Ever since he told a British reporter that he felt "no pity" for the victims of the Fort Hood massacre, Duane Reasoner Jr., an 18-year-old Muslim convert who frequently dined with accused shooter Major Nidal Malik Hasan and attended the same mosque, has ducked the media. His parents ordered ABC News off their property over the weekend and on Monday, Reasoner again dodged ABC -- this time by using a pass to drive onto the Fort Hood Army base, home of the soldiers for whom he said he felt no pity.
For the most part, Reasoner has stayed close to the one-story Copperas Cove, Texas house he shares with his parents, who have reportedly worked on the base and who, according to a friend of Reasoner's, are "not particularly supportive" of the faith adopted by their son.
But while Reasoner may not be making himself available in person, his presence on the Web is unmistakable. During the past two years, Reasoner has shown a marked interest in jihadi Web content and videos of figures associated with al Qaeda, including Osama Bin Laden, Ayman al-Zawahiri and Anwar al Awlaki, the radical Yemeni-American cleric and al-Qaeda recruiter who exchanged e-mails with Major Hasan and told the Washington Post he considered himself Hasan's confidant.
According to terrorism expert Jarret Brachman, Reasoner appears to be a classic example of a "jihad hobbyist," one of a group of young, online obsessives who radicalize themselves by ingesting hardcore jihadist Web content, from YouTube videos to discussion forums.

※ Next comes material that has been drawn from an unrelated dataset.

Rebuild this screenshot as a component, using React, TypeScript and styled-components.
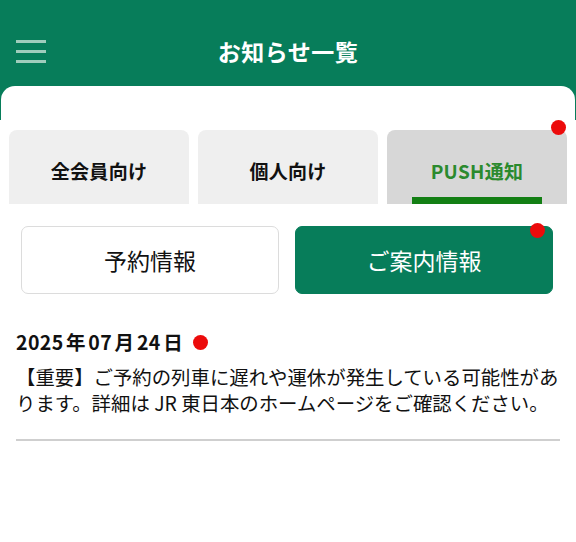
import styled, { createGlobalStyle } from "styled-components";

const GlobalStyle = createGlobalStyle`
  html, body {
    margin: 0;
    padding: 0;
    background: #ffffff;
  }
  body {
    font-family: "Noto Sans CJK JP", "Noto Sans", sans-serif;
  }
`;

const Page = styled.div`
  min-height: 100vh;
  display: flex;
  flex-direction: column;
  background: linear-gradient(#077d5a 0, #077d5a 120px, #ffffff 120px);
`;

const Header = styled.header`
  height: 86px;
  display: flex;
  align-items: center;
  justify-content: center;
  position: relative;
`;

const MenuButton = styled.div`
  position: absolute;
  left: 16px;
  top: 40px;
  width: 30px;
  display: flex;
  flex-direction: column;
  gap: 7px;
`;

const MenuLine = styled.span`
  display: block;
  height: 3px;
  background: #9fcdbc;
`;

const Title = styled.h1`
  margin: 0;
  margin-top: 16px;
  color: #ffffff;
  font-size: 23px;
  font-weight: 700;
  letter-spacing: 0.5px;
`;

const Card = styled.main`
  flex: 1;
  margin: 0 1px;
  background: #ffffff;
  border-radius: 14px 14px 0 0;
  padding-top: 44px;
`;

const TabRow = styled.div`
  display: grid;
  grid-template-columns: repeat(3, 180px);
  gap: 9px;
  padding: 0 8px;
`;

const Tab = styled.div<{ $active?: boolean }>`
  position: relative;
  height: 74px;
  border-radius: 8px 8px 0 0;
  background: ${(p) => (p.$active ? "#d7d7d7" : "#efefef")};
  color: ${(p) => (p.$active ? "#2b8a2e" : "#111111")};
  font-size: 19px;
  font-weight: 700;
  letter-spacing: 0.3px;
  display: flex;
  align-items: center;
  justify-content: center;
  padding-top: 6px;
  box-sizing: border-box;
`;

const TabBar = styled.span`
  position: absolute;
  left: 25px;
  right: 25px;
  bottom: 0;
  height: 7px;
  background: #137f14;
`;

const Dot = styled.span<{ $top: number; $right: number }>`
  position: absolute;
  top: ${(p) => p.$top}px;
  right: ${(p) => p.$right}px;
  width: 15px;
  height: 15px;
  border-radius: 50%;
  background: #ec0b0b;
`;

const ButtonRow = styled.div`
  display: grid;
  grid-template-columns: 258px 258px;
  gap: 16px;
  padding: 22px 0 0 20px;
`;

const SubButton = styled.div<{ $active?: boolean }>`
  position: relative;
  height: 68px;
  box-sizing: border-box;
  border-radius: 7px;
  border: 1.5px solid ${(p) => (p.$active ? "#077d5a" : "#dcdcdc")};
  background: ${(p) => (p.$active ? "#077d5a" : "#ffffff")};
  color: ${(p) => (p.$active ? "#ffffff" : "#111111")};
  font-size: 23px;
  display: flex;
  align-items: center;
  justify-content: center;
`;

const Notice = styled.section`
  margin: 0 15px;
  padding: 35px 0 23px;
  border-bottom: 2px solid #cfcfcf;
`;

const DateLine = styled.div`
  display: flex;
  align-items: center;
  gap: 10px;
  font-size: 19.5px;
  font-weight: 700;
  color: #111111;
  line-height: 26px;
`;

const DateText = styled.span`
  letter-spacing: 0.4px;
  word-spacing: -2.4px;
`;

const DateDot = styled.span`
  width: 15px;
  height: 15px;
  border-radius: 50%;
  background: #ec0b0b;
`;

const Body = styled.p`
  margin: 9px 0 0;
  font-size: 19.4px;
  line-height: 26px;
  color: #111111;
`;

export default function App() {
  return (
    <>
      <GlobalStyle />
      <Page>
        <Header>
          <MenuButton>
            <MenuLine />
            <MenuLine />
            <MenuLine />
          </MenuButton>
          <Title>お知らせ一覧</Title>
        </Header>
        <Card>
          <TabRow>
            <Tab>全会員向け</Tab>
            <Tab>個人向け</Tab>
            <Tab $active>
              PUSH通知
              <TabBar />
              <Dot $top={-10} $right={1} />
            </Tab>
          </TabRow>
          <ButtonRow>
            <SubButton>予約情報</SubButton>
            <SubButton $active>
              ご案内情報
              <Dot $top={-4} $right={7} />
            </SubButton>
          </ButtonRow>
          <Notice>
            <DateLine>
              <DateText>2025 年 07 月 24 日</DateText>
              <DateDot />
            </DateLine>
            <Body>
              【重要】ご予約の列車に遅れや運休が発生している可能性があります。詳細は JR 東日本のホームページをご確認ください。
            </Body>
          </Notice>
        </Card>
      </Page>
    </>
  );
}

"They make hating America, hating the West, their hobby," said Brachman, author of "Global Jihadism" and former research director of the West Point-based Combating Terrorism Center.
Brachman said these "Ji-hobbyists," as he dubbed them, nearly always confine their jihadism to the Web and that a "Ji-hobbyist" who becomes operational -- who commits a violent act -- is an anomaly.
But when it does happen, said Brachman, "They are celebrated." When Kuwaiti Bader al-Harbi went to Iraq and blew himself up, it thrilled his fellow online jihadis. "The posters were all freaking out because he had been one of them."
For Western youth who are attracted to jihadism, said Brachman, the Internet is a way to work out the contradictions between the culture in which they were raised and the demands of religious fundamentalism. "The only way they can reconcile that is through posting and externalizing the process." One jihadi who started by working out his opinions and his reasons for conversion in public postings was Adam Gadahn, an American convert who is now a media advisor to al-Qaeda.
"I've tracked the trajectory of kids," explained Brachman. "They're dabbling in lighter stuff, then harder stuff. Their appetite for blood grows over time. As they understand the set of grievances that drive the ideology, they fall into It deeper and deeper."
In March of 2007, Reasoner created a YouTube account under the name "ooklepookle." He has used the handle on other accounts as well, but they can always be traced back to Duane Reasoner Jr. or another name he has used, Duane Edwards.